▶ Data block
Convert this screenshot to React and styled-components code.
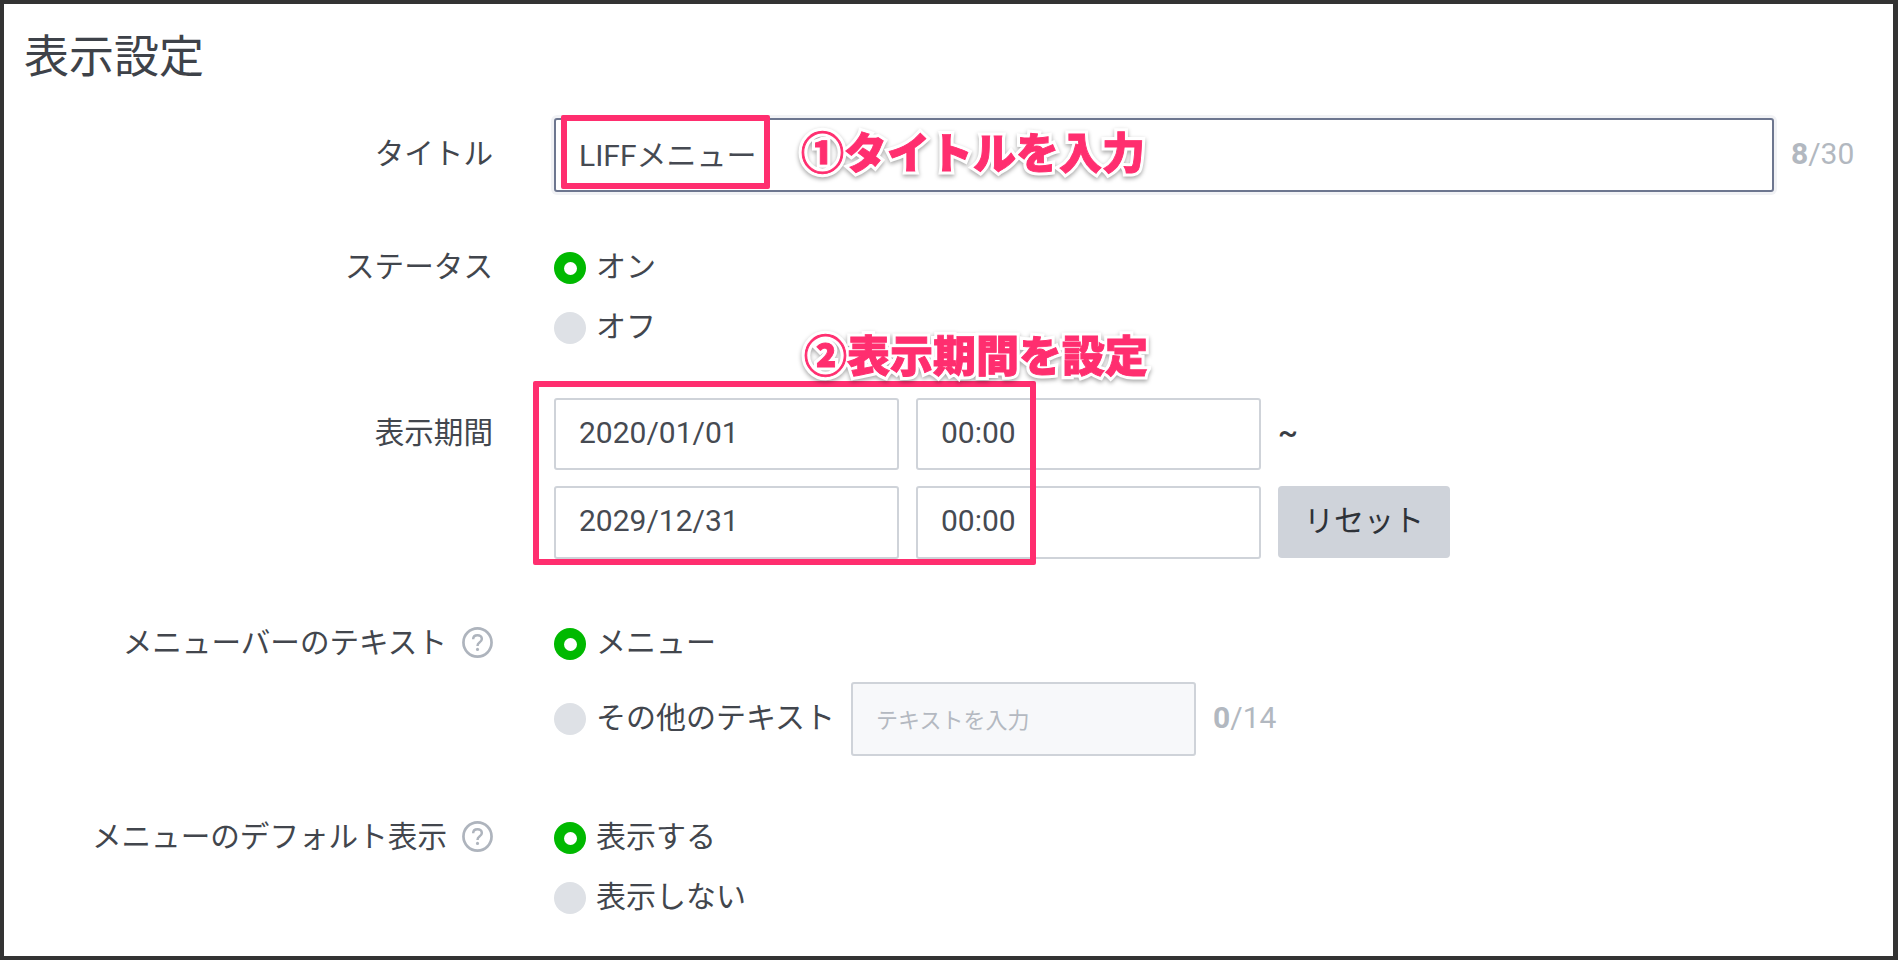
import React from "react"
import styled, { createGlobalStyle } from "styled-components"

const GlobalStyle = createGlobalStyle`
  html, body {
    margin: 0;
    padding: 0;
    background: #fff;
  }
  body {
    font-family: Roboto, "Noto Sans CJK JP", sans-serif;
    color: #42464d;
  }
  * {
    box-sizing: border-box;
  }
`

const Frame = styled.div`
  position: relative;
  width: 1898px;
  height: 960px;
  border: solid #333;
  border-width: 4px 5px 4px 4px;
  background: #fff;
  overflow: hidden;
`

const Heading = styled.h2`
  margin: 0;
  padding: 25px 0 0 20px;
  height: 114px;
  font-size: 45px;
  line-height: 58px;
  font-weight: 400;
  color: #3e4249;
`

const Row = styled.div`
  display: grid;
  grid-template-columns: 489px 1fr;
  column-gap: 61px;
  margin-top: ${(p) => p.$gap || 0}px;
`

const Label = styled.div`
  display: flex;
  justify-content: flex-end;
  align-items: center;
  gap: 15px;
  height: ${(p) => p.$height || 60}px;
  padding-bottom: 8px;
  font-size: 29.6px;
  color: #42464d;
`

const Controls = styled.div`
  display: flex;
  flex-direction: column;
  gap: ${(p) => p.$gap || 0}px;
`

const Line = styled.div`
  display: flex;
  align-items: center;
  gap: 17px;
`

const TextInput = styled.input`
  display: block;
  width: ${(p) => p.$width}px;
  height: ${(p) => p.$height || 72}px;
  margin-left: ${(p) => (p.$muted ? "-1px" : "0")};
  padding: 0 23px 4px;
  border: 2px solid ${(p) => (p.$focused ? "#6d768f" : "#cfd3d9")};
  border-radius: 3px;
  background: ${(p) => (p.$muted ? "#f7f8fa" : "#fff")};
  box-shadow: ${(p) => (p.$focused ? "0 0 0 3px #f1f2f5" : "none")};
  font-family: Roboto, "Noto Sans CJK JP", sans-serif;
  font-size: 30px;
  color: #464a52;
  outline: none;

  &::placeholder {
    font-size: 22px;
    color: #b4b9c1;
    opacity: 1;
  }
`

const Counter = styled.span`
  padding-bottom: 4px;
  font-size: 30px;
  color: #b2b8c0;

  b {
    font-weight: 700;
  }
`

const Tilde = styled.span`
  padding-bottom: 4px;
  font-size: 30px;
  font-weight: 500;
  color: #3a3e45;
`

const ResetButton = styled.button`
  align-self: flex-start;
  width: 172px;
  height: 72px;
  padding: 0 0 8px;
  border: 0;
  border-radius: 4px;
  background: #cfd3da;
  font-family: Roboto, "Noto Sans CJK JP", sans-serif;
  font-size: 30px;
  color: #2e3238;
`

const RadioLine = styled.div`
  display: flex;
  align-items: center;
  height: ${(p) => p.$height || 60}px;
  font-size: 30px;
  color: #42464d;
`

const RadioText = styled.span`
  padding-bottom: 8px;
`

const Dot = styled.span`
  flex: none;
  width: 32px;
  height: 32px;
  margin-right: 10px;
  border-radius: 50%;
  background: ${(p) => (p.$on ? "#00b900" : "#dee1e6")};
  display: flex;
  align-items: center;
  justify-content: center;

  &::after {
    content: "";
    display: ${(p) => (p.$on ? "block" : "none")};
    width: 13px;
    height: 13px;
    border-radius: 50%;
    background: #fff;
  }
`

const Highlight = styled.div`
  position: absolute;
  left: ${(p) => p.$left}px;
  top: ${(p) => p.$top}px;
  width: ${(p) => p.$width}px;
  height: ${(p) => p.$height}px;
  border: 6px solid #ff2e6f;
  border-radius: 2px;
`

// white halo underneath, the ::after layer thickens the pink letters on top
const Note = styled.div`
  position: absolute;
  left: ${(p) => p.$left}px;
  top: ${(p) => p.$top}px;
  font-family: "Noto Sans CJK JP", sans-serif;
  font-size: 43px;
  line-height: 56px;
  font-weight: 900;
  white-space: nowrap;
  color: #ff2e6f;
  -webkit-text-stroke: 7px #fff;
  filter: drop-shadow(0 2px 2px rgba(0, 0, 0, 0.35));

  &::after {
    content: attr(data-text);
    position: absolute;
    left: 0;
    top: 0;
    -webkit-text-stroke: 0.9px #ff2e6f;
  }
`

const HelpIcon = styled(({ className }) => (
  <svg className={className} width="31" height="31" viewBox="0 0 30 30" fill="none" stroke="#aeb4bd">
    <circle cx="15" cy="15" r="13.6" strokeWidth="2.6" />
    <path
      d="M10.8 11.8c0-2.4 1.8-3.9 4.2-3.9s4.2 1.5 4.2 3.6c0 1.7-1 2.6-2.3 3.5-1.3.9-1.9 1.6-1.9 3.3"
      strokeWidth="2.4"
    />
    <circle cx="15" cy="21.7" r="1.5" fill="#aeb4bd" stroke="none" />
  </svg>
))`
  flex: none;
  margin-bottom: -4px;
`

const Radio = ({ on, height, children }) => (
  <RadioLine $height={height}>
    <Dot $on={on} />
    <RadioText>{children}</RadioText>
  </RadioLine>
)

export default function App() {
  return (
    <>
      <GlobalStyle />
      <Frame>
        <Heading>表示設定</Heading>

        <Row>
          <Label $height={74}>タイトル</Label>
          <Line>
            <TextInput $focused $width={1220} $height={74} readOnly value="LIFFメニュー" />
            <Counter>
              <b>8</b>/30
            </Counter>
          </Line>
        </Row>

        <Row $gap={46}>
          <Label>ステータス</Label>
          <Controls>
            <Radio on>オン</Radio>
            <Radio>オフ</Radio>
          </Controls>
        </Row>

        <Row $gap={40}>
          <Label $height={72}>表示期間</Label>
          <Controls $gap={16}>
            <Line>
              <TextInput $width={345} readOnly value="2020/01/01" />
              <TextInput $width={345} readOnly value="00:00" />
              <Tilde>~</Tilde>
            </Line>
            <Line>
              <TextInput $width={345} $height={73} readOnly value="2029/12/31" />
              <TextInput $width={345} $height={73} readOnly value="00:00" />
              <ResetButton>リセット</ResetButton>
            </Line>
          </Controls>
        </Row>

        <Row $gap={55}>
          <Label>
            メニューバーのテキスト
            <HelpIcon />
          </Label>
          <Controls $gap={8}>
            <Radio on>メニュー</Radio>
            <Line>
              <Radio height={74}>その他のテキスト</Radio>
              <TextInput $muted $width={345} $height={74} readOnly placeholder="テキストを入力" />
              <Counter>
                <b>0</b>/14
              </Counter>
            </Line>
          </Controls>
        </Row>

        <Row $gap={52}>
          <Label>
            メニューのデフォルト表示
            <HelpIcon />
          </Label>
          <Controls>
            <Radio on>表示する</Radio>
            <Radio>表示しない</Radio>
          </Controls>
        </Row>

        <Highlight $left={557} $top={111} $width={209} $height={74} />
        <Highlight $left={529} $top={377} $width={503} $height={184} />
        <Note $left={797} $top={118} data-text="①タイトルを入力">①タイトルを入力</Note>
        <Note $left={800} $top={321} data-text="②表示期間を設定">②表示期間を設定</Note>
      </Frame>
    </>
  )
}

▶ Work required
Set the listing down in full and exactly. Pictures within it should not appear in the copy.

▶ Response to the exercise
Convert this screenshot to React and styled-components code.
import React from "react"
import styled, { createGlobalStyle } from "styled-components"

const GlobalStyle = createGlobalStyle`
  html, body {
    margin: 0;
    padding: 0;
    background: #fff;
  }
  body {
    font-family: Roboto, "Noto Sans CJK JP", sans-serif;
    color: #42464d;
  }
  * {
    box-sizing: border-box;
  }
`

const Frame = styled.div`
  position: relative;
  width: 1898px;
  height: 960px;
  border: solid #333;
  border-width: 4px 5px 4px 4px;
  background: #fff;
  overflow: hidden;
`

const Heading = styled.h2`
  margin: 0;
  padding: 25px 0 0 20px;
  height: 114px;
  font-size: 45px;
  line-height: 58px;
  font-weight: 400;
  color: #3e4249;
`

const Row = styled.div`
  display: grid;
  grid-template-columns: 489px 1fr;
  column-gap: 61px;
  margin-top: ${(p) => p.$gap || 0}px;
`

const Label = styled.div`
  display: flex;
  justify-content: flex-end;
  align-items: center;
  gap: 15px;
  height: ${(p) => p.$height || 60}px;
  padding-bottom: 8px;
  font-size: 29.6px;
  color: #42464d;
`

const Controls = styled.div`
  display: flex;
  flex-direction: column;
  gap: ${(p) => p.$gap || 0}px;
`

const Line = styled.div`
  display: flex;
  align-items: center;
  gap: 17px;
`

const TextInput = styled.input`
  display: block;
  width: ${(p) => p.$width}px;
  height: ${(p) => p.$height || 72}px;
  margin-left: ${(p) => (p.$muted ? "-1px" : "0")};
  padding: 0 23px 4px;
  border: 2px solid ${(p) => (p.$focused ? "#6d768f" : "#cfd3d9")};
  border-radius: 3px;
  background: ${(p) => (p.$muted ? "#f7f8fa" : "#fff")};
  box-shadow: ${(p) => (p.$focused ? "0 0 0 3px #f1f2f5" : "none")};
  font-family: Roboto, "Noto Sans CJK JP", sans-serif;
  font-size: 30px;
  color: #464a52;
  outline: none;

  &::placeholder {
    font-size: 22px;
    color: #b4b9c1;
    opacity: 1;
  }
`

const Counter = styled.span`
  padding-bottom: 4px;
  font-size: 30px;
  color: #b2b8c0;

  b {
    font-weight: 700;
  }
`

const Tilde = styled.span`
  padding-bottom: 4px;
  font-size: 30px;
  font-weight: 500;
  color: #3a3e45;
`

const ResetButton = styled.button`
  align-self: flex-start;
  width: 172px;
  height: 72px;
  padding: 0 0 8px;
  border: 0;
  border-radius: 4px;
  background: #cfd3da;
  font-family: Roboto, "Noto Sans CJK JP", sans-serif;
  font-size: 30px;
  color: #2e3238;
`

const RadioLine = styled.div`
  display: flex;
  align-items: center;
  height: ${(p) => p.$height || 60}px;
  font-size: 30px;
  color: #42464d;
`

const RadioText = styled.span`
  padding-bottom: 8px;
`

const Dot = styled.span`
  flex: none;
  width: 32px;
  height: 32px;
  margin-right: 10px;
  border-radius: 50%;
  background: ${(p) => (p.$on ? "#00b900" : "#dee1e6")};
  display: flex;
  align-items: center;
  justify-content: center;

  &::after {
    content: "";
    display: ${(p) => (p.$on ? "block" : "none")};
    width: 13px;
    height: 13px;
    border-radius: 50%;
    background: #fff;
  }
`

const Highlight = styled.div`
  position: absolute;
  left: ${(p) => p.$left}px;
  top: ${(p) => p.$top}px;
  width: ${(p) => p.$width}px;
  height: ${(p) => p.$height}px;
  border: 6px solid #ff2e6f;
  border-radius: 2px;
`

// white halo underneath, the ::after layer thickens the pink letters on top
const Note = styled.div`
  position: absolute;
  left: ${(p) => p.$left}px;
  top: ${(p) => p.$top}px;
  font-family: "Noto Sans CJK JP", sans-serif;
  font-size: 43px;
  line-height: 56px;
  font-weight: 900;
  white-space: nowrap;
  color: #ff2e6f;
  -webkit-text-stroke: 7px #fff;
  filter: drop-shadow(0 2px 2px rgba(0, 0, 0, 0.35));

  &::after {
    content: attr(data-text);
    position: absolute;
    left: 0;
    top: 0;
    -webkit-text-stroke: 0.9px #ff2e6f;
  }
`

const HelpIcon = styled(({ className }) => (
  <svg className={className} width="31" height="31" viewBox="0 0 30 30" fill="none" stroke="#aeb4bd">
    <circle cx="15" cy="15" r="13.6" strokeWidth="2.6" />
    <path
      d="M10.8 11.8c0-2.4 1.8-3.9 4.2-3.9s4.2 1.5 4.2 3.6c0 1.7-1 2.6-2.3 3.5-1.3.9-1.9 1.6-1.9 3.3"
      strokeWidth="2.4"
    />
    <circle cx="15" cy="21.7" r="1.5" fill="#aeb4bd" stroke="none" />
  </svg>
))`
  flex: none;
  margin-bottom: -4px;
`

const Radio = ({ on, height, children }) => (
  <RadioLine $height={height}>
    <Dot $on={on} />
    <RadioText>{children}</RadioText>
  </RadioLine>
)

export default function App() {
  return (
    <>
      <GlobalStyle />
      <Frame>
        <Heading>表示設定</Heading>

        <Row>
          <Label $height={74}>タイトル</Label>
          <Line>
            <TextInput $focused $width={1220} $height={74} readOnly value="LIFFメニュー" />
            <Counter>
              <b>8</b>/30
            </Counter>
          </Line>
        </Row>

        <Row $gap={46}>
          <Label>ステータス</Label>
          <Controls>
            <Radio on>オン</Radio>
            <Radio>オフ</Radio>
          </Controls>
        </Row>

        <Row $gap={40}>
          <Label $height={72}>表示期間</Label>
          <Controls $gap={16}>
            <Line>
              <TextInput $width={345} readOnly value="2020/01/01" />
              <TextInput $width={345} readOnly value="00:00" />
              <Tilde>~</Tilde>
            </Line>
            <Line>
              <TextInput $width={345} $height={73} readOnly value="2029/12/31" />
              <TextInput $width={345} $height={73} readOnly value="00:00" />
              <ResetButton>リセット</ResetButton>
            </Line>
          </Controls>
        </Row>

        <Row $gap={55}>
          <Label>
            メニューバーのテキスト
            <HelpIcon />
          </Label>
          <Controls $gap={8}>
            <Radio on>メニュー</Radio>
            <Line>
              <Radio height={74}>その他のテキスト</Radio>
              <TextInput $muted $width={345} $height={74} readOnly placeholder="テキストを入力" />
              <Counter>
                <b>0</b>/14
              </Counter>
            </Line>
          </Controls>
        </Row>

        <Row $gap={52}>
          <Label>
            メニューのデフォルト表示
            <HelpIcon />
          </Label>
          <Controls>
            <Radio on>表示する</Radio>
            <Radio>表示しない</Radio>
          </Controls>
        </Row>

        <Highlight $left={557} $top={111} $width={209} $height={74} />
        <Highlight $left={529} $top={377} $width={503} $height={184} />
        <Note $left={797} $top={118} data-text="①タイトルを入力">①タイトルを入力</Note>
        <Note $left={800} $top={321} data-text="②表示期間を設定">②表示期間を設定</Note>
      </Frame>
    </>
  )
}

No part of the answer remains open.